Neither "Lightning" nor "Thunderer" were Colt designations, nor used by the factory in any reference materials. Both terms were coined by Benjamin Kittredge, one of Colt's major distributors. Kittredge was responsible for the terms "Peacemaker" for the Single Action Army, "Omnipotent" for the Colt M1878 double-action (often known as the "Frontier" model), and nicknames for the various chamberings of the New Line models.
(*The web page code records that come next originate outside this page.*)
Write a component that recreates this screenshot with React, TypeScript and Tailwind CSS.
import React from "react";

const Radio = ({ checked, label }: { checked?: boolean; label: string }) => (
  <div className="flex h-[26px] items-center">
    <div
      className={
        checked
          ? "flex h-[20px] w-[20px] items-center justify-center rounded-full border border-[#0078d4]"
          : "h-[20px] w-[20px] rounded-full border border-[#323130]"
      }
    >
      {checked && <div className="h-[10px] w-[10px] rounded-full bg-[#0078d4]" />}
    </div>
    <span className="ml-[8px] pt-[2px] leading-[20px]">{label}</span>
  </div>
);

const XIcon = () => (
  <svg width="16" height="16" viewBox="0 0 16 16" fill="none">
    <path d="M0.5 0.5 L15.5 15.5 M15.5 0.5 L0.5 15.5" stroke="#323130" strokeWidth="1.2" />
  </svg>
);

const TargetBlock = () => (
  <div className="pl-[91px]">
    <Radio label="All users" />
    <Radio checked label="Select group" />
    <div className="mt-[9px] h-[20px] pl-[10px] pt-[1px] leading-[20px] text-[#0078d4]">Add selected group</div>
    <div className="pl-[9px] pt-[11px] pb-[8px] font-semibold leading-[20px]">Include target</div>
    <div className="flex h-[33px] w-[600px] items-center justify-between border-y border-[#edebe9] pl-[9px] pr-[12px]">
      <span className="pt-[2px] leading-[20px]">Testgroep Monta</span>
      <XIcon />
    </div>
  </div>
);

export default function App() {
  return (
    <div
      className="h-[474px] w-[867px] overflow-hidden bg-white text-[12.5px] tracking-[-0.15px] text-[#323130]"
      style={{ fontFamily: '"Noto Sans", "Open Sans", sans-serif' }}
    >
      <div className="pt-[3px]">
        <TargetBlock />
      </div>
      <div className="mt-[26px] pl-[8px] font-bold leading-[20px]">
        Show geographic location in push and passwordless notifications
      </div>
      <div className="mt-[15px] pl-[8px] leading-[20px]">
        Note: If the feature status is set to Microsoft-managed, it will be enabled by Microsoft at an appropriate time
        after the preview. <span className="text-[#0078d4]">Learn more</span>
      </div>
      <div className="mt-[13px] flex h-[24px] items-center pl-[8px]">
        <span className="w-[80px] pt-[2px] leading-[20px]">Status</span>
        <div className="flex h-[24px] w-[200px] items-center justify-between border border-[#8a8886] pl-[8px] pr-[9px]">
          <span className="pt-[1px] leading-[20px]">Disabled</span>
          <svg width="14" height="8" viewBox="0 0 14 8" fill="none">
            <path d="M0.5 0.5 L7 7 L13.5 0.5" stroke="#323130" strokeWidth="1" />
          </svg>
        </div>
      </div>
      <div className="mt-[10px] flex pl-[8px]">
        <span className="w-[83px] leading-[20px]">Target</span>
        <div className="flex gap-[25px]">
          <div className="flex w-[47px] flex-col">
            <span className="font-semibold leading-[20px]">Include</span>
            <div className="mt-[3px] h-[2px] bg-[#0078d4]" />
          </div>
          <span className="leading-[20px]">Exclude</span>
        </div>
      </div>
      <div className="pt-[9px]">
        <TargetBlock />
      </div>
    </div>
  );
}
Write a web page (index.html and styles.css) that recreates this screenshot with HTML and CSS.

The M1877's early double-action mechanism proved to be both intricate and delicate, thus it was vulnerable to failure of self cocking. The design had a reputation for failure and earned the nickname "the gunsmith's favorite". Because of the intricate design and difficulty of repair, gunsmiths to this day dislike working on them. Gun Digest referred to it as "the worst double-action trigger mechanism ever made". Typically, the trigger spring would fail and this would reduce the revolver to single-action fire only. Outwardly, the Model 1877 shows a striking resemblance to the Colt Single Action Army revolver, however, it is scaled down slightly and much thinner in dimension. The bird's head grips were of checkered rosewood on the early guns and hard rubber on the majority of later-production guns.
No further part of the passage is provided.